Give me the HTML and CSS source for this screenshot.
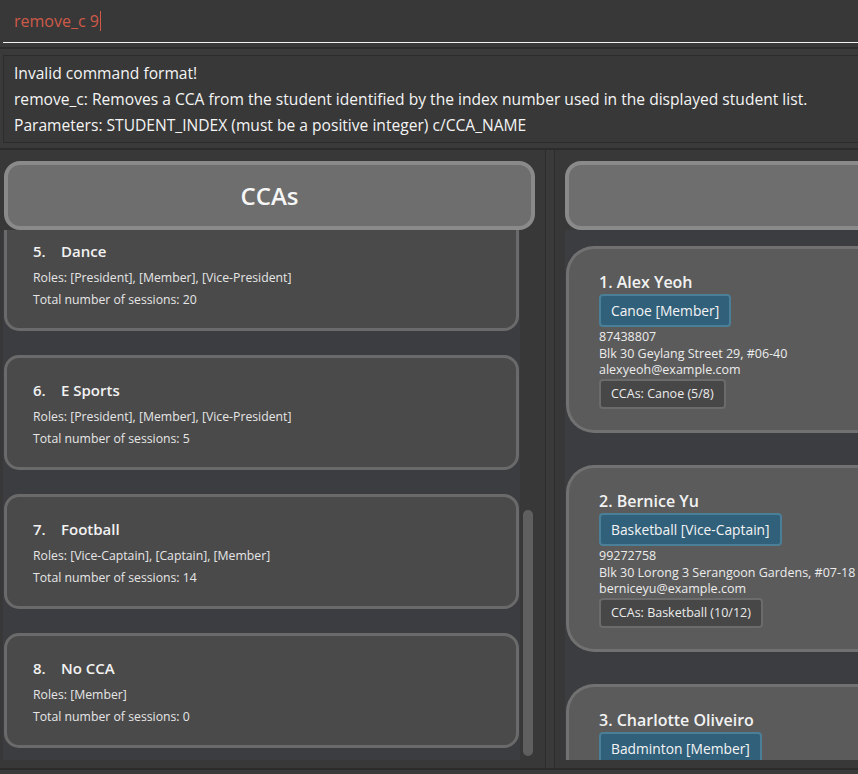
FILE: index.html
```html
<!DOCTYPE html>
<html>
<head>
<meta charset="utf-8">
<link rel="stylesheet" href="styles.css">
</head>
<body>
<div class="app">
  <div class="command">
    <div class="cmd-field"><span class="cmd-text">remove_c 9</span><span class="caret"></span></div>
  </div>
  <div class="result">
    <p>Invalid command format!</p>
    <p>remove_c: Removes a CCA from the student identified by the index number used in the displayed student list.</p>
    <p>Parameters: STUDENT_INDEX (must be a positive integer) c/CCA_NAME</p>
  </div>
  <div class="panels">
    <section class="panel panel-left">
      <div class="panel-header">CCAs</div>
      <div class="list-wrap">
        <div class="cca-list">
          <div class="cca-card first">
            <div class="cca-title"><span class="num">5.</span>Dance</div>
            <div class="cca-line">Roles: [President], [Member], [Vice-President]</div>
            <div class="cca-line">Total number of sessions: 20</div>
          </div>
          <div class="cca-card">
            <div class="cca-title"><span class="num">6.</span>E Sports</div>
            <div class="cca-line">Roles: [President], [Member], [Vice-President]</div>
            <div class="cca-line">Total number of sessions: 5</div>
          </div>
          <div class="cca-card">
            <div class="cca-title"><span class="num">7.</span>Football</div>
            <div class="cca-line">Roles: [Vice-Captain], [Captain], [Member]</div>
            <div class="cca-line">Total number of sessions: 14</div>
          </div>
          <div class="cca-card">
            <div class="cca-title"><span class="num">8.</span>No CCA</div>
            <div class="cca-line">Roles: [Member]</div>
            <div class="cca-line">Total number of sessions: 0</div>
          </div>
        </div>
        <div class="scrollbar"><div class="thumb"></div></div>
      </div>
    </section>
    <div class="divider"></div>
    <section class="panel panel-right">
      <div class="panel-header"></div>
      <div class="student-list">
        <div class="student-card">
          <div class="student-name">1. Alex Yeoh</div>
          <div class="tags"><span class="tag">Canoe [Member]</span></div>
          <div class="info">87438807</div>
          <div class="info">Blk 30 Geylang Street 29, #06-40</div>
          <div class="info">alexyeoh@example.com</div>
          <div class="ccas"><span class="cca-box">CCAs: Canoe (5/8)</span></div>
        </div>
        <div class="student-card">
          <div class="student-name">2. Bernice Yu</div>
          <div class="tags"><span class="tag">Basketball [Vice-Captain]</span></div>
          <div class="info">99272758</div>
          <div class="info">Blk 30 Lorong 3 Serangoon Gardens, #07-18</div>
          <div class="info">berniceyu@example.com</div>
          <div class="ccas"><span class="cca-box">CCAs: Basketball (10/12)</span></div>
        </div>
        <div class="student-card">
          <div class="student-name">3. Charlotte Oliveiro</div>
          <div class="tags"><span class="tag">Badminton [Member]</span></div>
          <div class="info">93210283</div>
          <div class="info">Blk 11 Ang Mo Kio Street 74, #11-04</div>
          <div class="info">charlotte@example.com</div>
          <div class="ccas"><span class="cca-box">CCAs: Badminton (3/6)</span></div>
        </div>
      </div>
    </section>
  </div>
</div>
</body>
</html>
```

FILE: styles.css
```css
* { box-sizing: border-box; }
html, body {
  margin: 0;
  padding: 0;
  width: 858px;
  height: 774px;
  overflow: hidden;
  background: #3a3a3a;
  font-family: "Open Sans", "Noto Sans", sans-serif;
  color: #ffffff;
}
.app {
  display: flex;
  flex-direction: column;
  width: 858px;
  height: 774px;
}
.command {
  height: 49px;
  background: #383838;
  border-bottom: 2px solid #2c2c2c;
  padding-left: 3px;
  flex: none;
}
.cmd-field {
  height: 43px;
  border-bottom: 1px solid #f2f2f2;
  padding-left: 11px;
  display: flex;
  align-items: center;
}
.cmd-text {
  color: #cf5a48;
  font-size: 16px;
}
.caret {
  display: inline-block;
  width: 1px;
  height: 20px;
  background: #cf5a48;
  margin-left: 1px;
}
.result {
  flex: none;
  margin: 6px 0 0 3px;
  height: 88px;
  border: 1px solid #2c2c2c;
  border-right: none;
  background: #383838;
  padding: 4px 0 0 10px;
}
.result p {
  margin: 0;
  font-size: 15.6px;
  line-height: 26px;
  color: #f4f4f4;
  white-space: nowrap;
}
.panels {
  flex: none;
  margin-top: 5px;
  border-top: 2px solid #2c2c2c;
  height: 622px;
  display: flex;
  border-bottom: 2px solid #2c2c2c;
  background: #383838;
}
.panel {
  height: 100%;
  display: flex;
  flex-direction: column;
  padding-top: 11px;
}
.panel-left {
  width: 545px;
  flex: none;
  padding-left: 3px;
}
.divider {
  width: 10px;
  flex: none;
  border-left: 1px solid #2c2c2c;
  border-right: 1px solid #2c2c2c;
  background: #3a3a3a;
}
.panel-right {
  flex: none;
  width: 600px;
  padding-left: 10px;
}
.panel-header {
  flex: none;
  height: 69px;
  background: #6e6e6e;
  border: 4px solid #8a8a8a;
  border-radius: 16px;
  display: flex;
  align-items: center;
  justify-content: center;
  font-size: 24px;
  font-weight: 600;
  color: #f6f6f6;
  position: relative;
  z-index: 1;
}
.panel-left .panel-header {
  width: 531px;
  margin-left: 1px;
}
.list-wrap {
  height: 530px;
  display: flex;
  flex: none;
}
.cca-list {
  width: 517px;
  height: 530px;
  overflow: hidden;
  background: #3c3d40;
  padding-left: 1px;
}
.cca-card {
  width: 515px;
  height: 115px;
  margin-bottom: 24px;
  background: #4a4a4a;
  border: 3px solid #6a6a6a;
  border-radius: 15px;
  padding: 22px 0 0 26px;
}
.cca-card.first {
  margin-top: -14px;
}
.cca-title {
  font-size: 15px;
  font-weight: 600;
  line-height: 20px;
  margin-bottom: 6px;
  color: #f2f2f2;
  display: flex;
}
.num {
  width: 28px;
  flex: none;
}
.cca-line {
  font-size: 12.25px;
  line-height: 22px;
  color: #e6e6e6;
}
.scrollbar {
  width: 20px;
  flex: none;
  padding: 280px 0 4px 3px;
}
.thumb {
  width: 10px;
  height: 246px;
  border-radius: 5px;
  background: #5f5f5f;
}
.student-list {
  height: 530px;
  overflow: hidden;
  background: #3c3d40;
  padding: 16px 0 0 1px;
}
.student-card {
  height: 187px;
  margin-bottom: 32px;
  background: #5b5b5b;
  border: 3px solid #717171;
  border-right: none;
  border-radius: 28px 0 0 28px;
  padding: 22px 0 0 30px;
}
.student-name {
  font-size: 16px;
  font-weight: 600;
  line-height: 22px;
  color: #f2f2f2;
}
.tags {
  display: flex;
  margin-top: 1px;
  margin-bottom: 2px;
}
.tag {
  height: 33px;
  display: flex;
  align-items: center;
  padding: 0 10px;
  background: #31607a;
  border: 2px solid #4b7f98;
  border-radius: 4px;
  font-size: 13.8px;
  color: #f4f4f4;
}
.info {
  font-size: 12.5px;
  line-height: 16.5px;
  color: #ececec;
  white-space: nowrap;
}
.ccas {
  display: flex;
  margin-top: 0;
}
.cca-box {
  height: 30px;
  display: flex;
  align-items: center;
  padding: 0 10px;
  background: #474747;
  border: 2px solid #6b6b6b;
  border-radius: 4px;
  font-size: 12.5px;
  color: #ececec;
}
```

■ DIRECTIONS FOR THIS TASK
Without the pictures, output the full listing exactly as it stands.

■ EXPECTED ANSWER
Give me the HTML and CSS source for this screenshot.
FILE: index.html
```html
<!DOCTYPE html>
<html>
<head>
<meta charset="utf-8">
<link rel="stylesheet" href="styles.css">
</head>
<body>
<div class="app">
  <div class="command">
    <div class="cmd-field"><span class="cmd-text">remove_c 9</span><span class="caret"></span></div>
  </div>
  <div class="result">
    <p>Invalid command format!</p>
    <p>remove_c: Removes a CCA from the student identified by the index number used in the displayed student list.</p>
    <p>Parameters: STUDENT_INDEX (must be a positive integer) c/CCA_NAME</p>
  </div>
  <div class="panels">
    <section class="panel panel-left">
      <div class="panel-header">CCAs</div>
      <div class="list-wrap">
        <div class="cca-list">
          <div class="cca-card first">
            <div class="cca-title"><span class="num">5.</span>Dance</div>
            <div class="cca-line">Roles: [President], [Member], [Vice-President]</div>
            <div class="cca-line">Total number of sessions: 20</div>
          </div>
          <div class="cca-card">
            <div class="cca-title"><span class="num">6.</span>E Sports</div>
            <div class="cca-line">Roles: [President], [Member], [Vice-President]</div>
            <div class="cca-line">Total number of sessions: 5</div>
          </div>
          <div class="cca-card">
            <div class="cca-title"><span class="num">7.</span>Football</div>
            <div class="cca-line">Roles: [Vice-Captain], [Captain], [Member]</div>
            <div class="cca-line">Total number of sessions: 14</div>
          </div>
          <div class="cca-card">
            <div class="cca-title"><span class="num">8.</span>No CCA</div>
            <div class="cca-line">Roles: [Member]</div>
            <div class="cca-line">Total number of sessions: 0</div>
          </div>
        </div>
        <div class="scrollbar"><div class="thumb"></div></div>
      </div>
    </section>
    <div class="divider"></div>
    <section class="panel panel-right">
      <div class="panel-header"></div>
      <div class="student-list">
        <div class="student-card">
          <div class="student-name">1. Alex Yeoh</div>
          <div class="tags"><span class="tag">Canoe [Member]</span></div>
          <div class="info">87438807</div>
          <div class="info">Blk 30 Geylang Street 29, #06-40</div>
          <div class="info">alexyeoh@example.com</div>
          <div class="ccas"><span class="cca-box">CCAs: Canoe (5/8)</span></div>
        </div>
        <div class="student-card">
          <div class="student-name">2. Bernice Yu</div>
          <div class="tags"><span class="tag">Basketball [Vice-Captain]</span></div>
          <div class="info">99272758</div>
          <div class="info">Blk 30 Lorong 3 Serangoon Gardens, #07-18</div>
          <div class="info">berniceyu@example.com</div>
          <div class="ccas"><span class="cca-box">CCAs: Basketball (10/12)</span></div>
        </div>
        <div class="student-card">
          <div class="student-name">3. Charlotte Oliveiro</div>
          <div class="tags"><span class="tag">Badminton [Member]</span></div>
          <div class="info">93210283</div>
          <div class="info">Blk 11 Ang Mo Kio Street 74, #11-04</div>
          <div class="info">charlotte@example.com</div>
          <div class="ccas"><span class="cca-box">CCAs: Badminton (3/6)</span></div>
        </div>
      </div>
    </section>
  </div>
</div>
</body>
</html>
```

FILE: styles.css
```css
* { box-sizing: border-box; }
html, body {
  margin: 0;
  padding: 0;
  width: 858px;
  height: 774px;
  overflow: hidden;
  background: #3a3a3a;
  font-family: "Open Sans", "Noto Sans", sans-serif;
  color: #ffffff;
}
.app {
  display: flex;
  flex-direction: column;
  width: 858px;
  height: 774px;
}
.command {
  height: 49px;
  background: #383838;
  border-bottom: 2px solid #2c2c2c;
  padding-left: 3px;
  flex: none;
}
.cmd-field {
  height: 43px;
  border-bottom: 1px solid #f2f2f2;
  padding-left: 11px;
  display: flex;
  align-items: center;
}
.cmd-text {
  color: #cf5a48;
  font-size: 16px;
}
.caret {
  display: inline-block;
  width: 1px;
  height: 20px;
  background: #cf5a48;
  margin-left: 1px;
}
.result {
  flex: none;
  margin: 6px 0 0 3px;
  height: 88px;
  border: 1px solid #2c2c2c;
  border-right: none;
  background: #383838;
  padding: 4px 0 0 10px;
}
.result p {
  margin: 0;
  font-size: 15.6px;
  line-height: 26px;
  color: #f4f4f4;
  white-space: nowrap;
}
.panels {
  flex: none;
  margin-top: 5px;
  border-top: 2px solid #2c2c2c;
  height: 622px;
  display: flex;
  border-bottom: 2px solid #2c2c2c;
  background: #383838;
}
.panel {
  height: 100%;
  display: flex;
  flex-direction: column;
  padding-top: 11px;
}
.panel-left {
  width: 545px;
  flex: none;
  padding-left: 3px;
}
.divider {
  width: 10px;
  flex: none;
  border-left: 1px solid #2c2c2c;
  border-right: 1px solid #2c2c2c;
  background: #3a3a3a;
}
.panel-right {
  flex: none;
  width: 600px;
  padding-left: 10px;
}
.panel-header {
  flex: none;
  height: 69px;
  background: #6e6e6e;
  border: 4px solid #8a8a8a;
  border-radius: 16px;
  display: flex;
  align-items: center;
  justify-content: center;
  font-size: 24px;
  font-weight: 600;
  color: #f6f6f6;
  position: relative;
  z-index: 1;
}
.panel-left .panel-header {
  width: 531px;
  margin-left: 1px;
}
.list-wrap {
  height: 530px;
  display: flex;
  flex: none;
}
.cca-list {
  width: 517px;
  height: 530px;
  overflow: hidden;
  background: #3c3d40;
  padding-left: 1px;
}
.cca-card {
  width: 515px;
  height: 115px;
  margin-bottom: 24px;
  background: #4a4a4a;
  border: 3px solid #6a6a6a;
  border-radius: 15px;
  padding: 22px 0 0 26px;
}
.cca-card.first {
  margin-top: -14px;
}
.cca-title {
  font-size: 15px;
  font-weight: 600;
  line-height: 20px;
  margin-bottom: 6px;
  color: #f2f2f2;
  display: flex;
}
.num {
  width: 28px;
  flex: none;
}
.cca-line {
  font-size: 12.25px;
  line-height: 22px;
  color: #e6e6e6;
}
.scrollbar {
  width: 20px;
  flex: none;
  padding: 280px 0 4px 3px;
}
.thumb {
  width: 10px;
  height: 246px;
  border-radius: 5px;
  background: #5f5f5f;
}
.student-list {
  height: 530px;
  overflow: hidden;
  background: #3c3d40;
  padding: 16px 0 0 1px;
}
.student-card {
  height: 187px;
  margin-bottom: 32px;
  background: #5b5b5b;
  border: 3px solid #717171;
  border-right: none;
  border-radius: 28px 0 0 28px;
  padding: 22px 0 0 30px;
}
.student-name {
  font-size: 16px;
  font-weight: 600;
  line-height: 22px;
  color: #f2f2f2;
}
.tags {
  display: flex;
  margin-top: 1px;
  margin-bottom: 2px;
}
.tag {
  height: 33px;
  display: flex;
  align-items: center;
  padding: 0 10px;
  background: #31607a;
  border: 2px solid #4b7f98;
  border-radius: 4px;
  font-size: 13.8px;
  color: #f4f4f4;
}
.info {
  font-size: 12.5px;
  line-height: 16.5px;
  color: #ececec;
  white-space: nowrap;
}
.ccas {
  display: flex;
  margin-top: 0;
}
.cca-box {
  height: 30px;
  display: flex;
  align-items: center;
  padding: 0 10px;
  background: #474747;
  border: 2px solid #6b6b6b;
  border-radius: 4px;
  font-size: 12.5px;
  color: #ececec;
}
```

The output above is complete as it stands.